Equally surprising is Rolf Hoppe’s performance here. Throughout most of his early career, Hoppe had been cast as the quintessential bad guy. Hoppe was the son of a baker. He grew up in Ellrich, a small town on the southern edge of the Harz Mountains, and was set to become a master baker like his father, but was bitten by the acting bug while performing in amateur theater in Ellrich. He studied acting at the Staatliches Konservatorium in Erfurt and began performing in various stage productions around East Germany. His career in films and television took off in the sixties. Although he appeared in many different types of roles, it was his appearances as bad guys in the Indian films that made him famous. Hoppe became the go-to guy when you needed a heavy. He is best remembered for his role as Tábornagy (based on Hermann Göring) in the Academy Award-winning Hungarian film Mephisto. In more recent films, he is often seen in supporting comedy roles, most notably Rabbi Ginsburg in the 2004 comedy Go for Zucker (Alles auf Zucker!). He died in Dresden on November 14th, 2018.
The cinematography is by Peter Ziesche, whose work with shadows and darkness here is on a par with the films of Gordon Willis and Jack N. Green. Born in 1955, Ziesche is part of the Nachwuchsgeneration—the Baby Boomers who were only just getting to make films when the GDR collapsed. He got his start in feature films with Heiner Carow, working on So Many Dreams (So viele Träume). He managed to get a few classic DEFA films under his belt before the Wall came down, including Bear Ye One Another’s Burdens, The Actress, and The Tango Player.
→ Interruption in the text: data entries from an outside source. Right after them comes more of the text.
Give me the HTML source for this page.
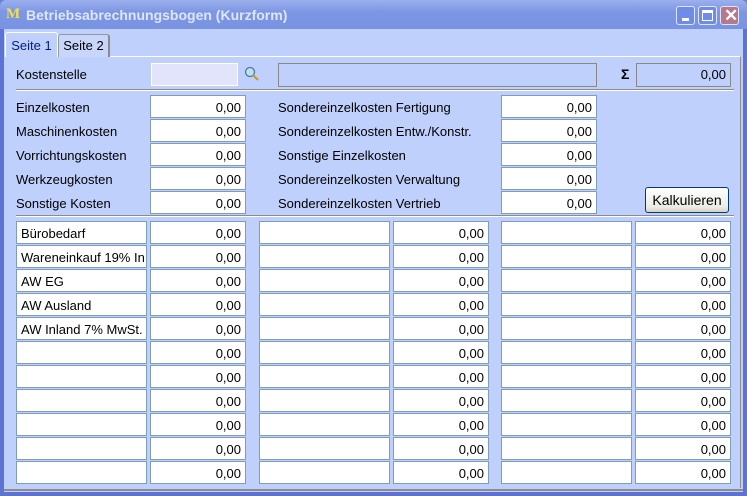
<!DOCTYPE html>
<html><head><style>
*{margin:0;padding:0;box-sizing:border-box}
body{width:747px;height:496px;overflow:hidden;background:#6b7fd8;font-family:"Liberation Sans",sans-serif;font-size:13px;color:#000;position:relative}
.win{position:absolute;left:0;top:0;width:747px;height:496px;background:#5d73d4;border-radius:6px 6px 0 0}
.title{position:absolute;left:0;top:0;width:747px;height:29px;background:linear-gradient(#9bb0ec,#7d97e4 40%,#7893e2);border-radius:6px 6px 0 0}
.title .t{position:absolute;left:26px;top:7px;color:#dfe6fb;font-weight:bold;font-size:14px}
.title .m{position:absolute;left:6px;top:6px;color:#f4e04a;font-weight:bold;font-family:"Liberation Serif",serif;font-size:15px}
.btn{position:absolute;top:6px;width:19px;height:19px;border:1px solid #dfe6fb;border-radius:3px;background:#6f8ce6}
.client{position:absolute;left:4px;top:29px;width:739px;height:463px;background:#c0d0fc}
.bot{position:absolute;left:4px;top:489px;width:739px;height:2px;background:#8c8c8c}
.a{position:absolute}
.lbl{position:absolute;font-size:13px}
.inp{position:absolute;background:#fff;border:1px solid #7f9db9;text-align:right;padding-right:4px;line-height:23px;height:23px}
.txt{position:absolute;background:#fff;border:1px solid #7f9db9;padding-left:4px;line-height:23px;height:23px;white-space:nowrap;overflow:hidden}
.tab{position:absolute;border:1px solid #919b9c;border-bottom:none;background:#c8d6fc;border-radius:3px 3px 0 0;text-align:center}
</style></head><body>
<div class="win"></div>
<div class="title"><span class="m">M</span><span class="t">Betriebsabrechnungsbogen (Kurzform)</span>
<div class="btn" style="left:676px"><div class="a" style="left:5px;top:11px;width:7px;height:3px;background:#fff"></div></div>
<div class="btn" style="left:698px"><div class="a" style="left:3px;top:3px;width:11px;height:11px;border:1px solid #fff;border-top:3px solid #fff"></div></div>
<div class="btn" style="left:720px;background:#b47a8c"><span class="a" style="left:3px;top:-1px;color:#fff;font-size:17px;font-weight:bold">✕</span></div>
</div>
<div class="client"></div>
<div class="bot"></div>
<div class="a" style="left:5px;top:56px;width:736px;height:432px;border-top:1px solid #fff;border-right:1px solid #8c8c8c"></div>
<div class="tab" style="left:5px;top:32px;width:53px;height:25px;background:#c0d0fc;border-color:#fff"><span style="position:relative;top:5px;color:#00208c">Seite 1</span></div>
<div class="tab" style="left:58px;top:34px;width:52px;height:23px;border-right:2px solid #8c8c8c"><span style="position:relative;top:3px">Seite 2</span></div>
<div class="lbl" style="left:16px;top:67px">Kostenstelle</div>
<div class="a" style="left:151px;top:63px;width:87px;height:23px;background:#e1e4fb;border:1px solid #fff"></div>
<svg class="a" style="left:244px;top:66px" width="16" height="16"><circle cx="6" cy="6" r="4.5" fill="#bfe0f0" stroke="#4a7aa0" stroke-width="1.3"/><line x1="9" y1="9" x2="14" y2="14" stroke="#c89a20" stroke-width="2.2"/></svg>
<div class="a" style="left:278px;top:63px;width:319px;height:24px;border:1px solid #888"></div>
<div class="lbl" style="left:621px;top:66px;font-size:14px;font-weight:bold">Σ</div>
<div class="a" style="left:636px;top:63px;width:95px;height:24px;border:1px solid #888;text-align:right;padding-right:4px;line-height:21px">0,00</div>
<div class="a" style="left:16px;top:89px;width:718px;height:2px;border-top:1px solid #8c8c8c;border-bottom:1px solid #fff"></div>

<div class="lbl" style="left:16px;top:100px">Einzelkosten</div>
<div class="lbl" style="left:16px;top:124px">Maschinenkosten</div>
<div class="lbl" style="left:16px;top:148px">Vorrichtungskosten</div>
<div class="lbl" style="left:16px;top:172px">Werkzeugkosten</div>
<div class="lbl" style="left:16px;top:196px">Sonstige Kosten</div>
<div class="lbl" style="left:278px;top:100px">Sondereinzelkosten Fertigung</div>
<div class="lbl" style="left:278px;top:124px">Sondereinzelkosten Entw./Konstr.</div>
<div class="lbl" style="left:278px;top:148px">Sonstige Einzelkosten</div>
<div class="lbl" style="left:278px;top:172px">Sondereinzelkosten Verwaltung</div>
<div class="lbl" style="left:278px;top:196px">Sondereinzelkosten Vertrieb</div>
<div id="top"></div>
<div class="a" style="left:645px;top:187px;width:84px;height:26px;border:1px solid #003c74;border-radius:3px;background:linear-gradient(#fff,#ecebe6 80%,#d6d0c5);text-align:center;line-height:25px;font-size:14px">Kalkulieren</div>
<div class="a" style="left:16px;top:215px;width:718px;height:2px;border-top:1px solid #8c8c8c;border-bottom:1px solid #fff"></div>
<div id="grid"></div>
<script>
var h='';
for(var i=0;i<5;i++){var y=95+i*24;
h+='<div class="inp" style="left:150px;top:'+y+'px;width:96px">0,00</div>';
h+='<div class="inp" style="left:501px;top:'+y+'px;width:96px">0,00</div>';}
document.getElementById('top').outerHTML=h;
var n=['Bürobedarf','Wareneinkauf 19% In','AW EG','AW Ausland','AW Inland 7% MwSt.'];
h='';
for(var i=0;i<11;i++){var y=221+i*24;
h+='<div class="txt" style="left:16px;top:'+y+'px;width:131px">'+(n[i]||'')+'</div>';
h+='<div class="inp" style="left:150px;top:'+y+'px;width:96px">0,00</div>';
h+='<div class="txt" style="left:259px;top:'+y+'px;width:131px"></div>';
h+='<div class="inp" style="left:393px;top:'+y+'px;width:96px">0,00</div>';
h+='<div class="txt" style="left:501px;top:'+y+'px;width:131px"></div>';
h+='<div class="inp" style="left:635px;top:'+y+'px;width:96px">0,00</div>';}
document.getElementById('grid').outerHTML=h;
</script>
</body></html>
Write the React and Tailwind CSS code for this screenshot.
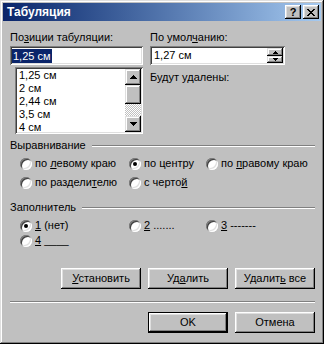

After the Wende, like many DEFA technicians, he was relegated to television work.
As with many of the later films produced by DEFA, The Break-In was a joint effort, receiving some funding from Allianz Filmproduktion and the Cologne-based broadcaster Westdeutscher Rundfunk (WDR). It played to positive reviews on both sides of the Wall and won the Ernst Lubitsch Prize awarded annually by the Berlin film journalists club.
1. The concept of a movie house being constantly rumbled by a nearby train was also used to humorous effect in Basil Dearden’s charming The Smallest Show on Earth (1957).